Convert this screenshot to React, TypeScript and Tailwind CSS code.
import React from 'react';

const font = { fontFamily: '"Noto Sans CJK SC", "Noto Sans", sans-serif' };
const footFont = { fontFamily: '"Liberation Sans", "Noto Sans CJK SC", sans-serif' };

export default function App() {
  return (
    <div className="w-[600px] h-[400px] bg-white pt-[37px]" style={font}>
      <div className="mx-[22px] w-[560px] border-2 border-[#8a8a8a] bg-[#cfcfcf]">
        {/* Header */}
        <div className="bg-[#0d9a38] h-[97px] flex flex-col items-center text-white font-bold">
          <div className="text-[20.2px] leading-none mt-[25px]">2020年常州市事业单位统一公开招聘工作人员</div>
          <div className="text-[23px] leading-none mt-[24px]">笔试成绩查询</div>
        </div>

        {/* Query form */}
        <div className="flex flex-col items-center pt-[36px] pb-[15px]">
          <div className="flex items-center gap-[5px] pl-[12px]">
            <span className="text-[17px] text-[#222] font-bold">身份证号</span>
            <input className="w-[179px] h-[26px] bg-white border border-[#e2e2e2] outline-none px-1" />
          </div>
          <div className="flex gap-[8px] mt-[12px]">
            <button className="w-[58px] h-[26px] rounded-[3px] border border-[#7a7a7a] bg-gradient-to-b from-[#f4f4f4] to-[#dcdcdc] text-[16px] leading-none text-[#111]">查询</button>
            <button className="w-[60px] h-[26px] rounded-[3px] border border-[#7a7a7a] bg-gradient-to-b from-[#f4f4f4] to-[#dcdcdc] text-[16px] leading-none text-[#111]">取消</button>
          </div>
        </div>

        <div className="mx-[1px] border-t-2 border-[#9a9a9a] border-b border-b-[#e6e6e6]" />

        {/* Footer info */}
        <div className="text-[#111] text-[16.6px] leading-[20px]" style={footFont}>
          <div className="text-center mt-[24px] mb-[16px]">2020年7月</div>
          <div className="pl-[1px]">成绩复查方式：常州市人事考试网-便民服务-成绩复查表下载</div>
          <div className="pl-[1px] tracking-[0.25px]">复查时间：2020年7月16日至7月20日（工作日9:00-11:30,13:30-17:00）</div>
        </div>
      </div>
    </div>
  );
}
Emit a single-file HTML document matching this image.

========================

» Short exercise:
Copy out each line of the entries that holds "this".

» Task solution:
Convert this screenshot to React, TypeScript and Tailwind CSS code.
Emit a single-file HTML document matching this image.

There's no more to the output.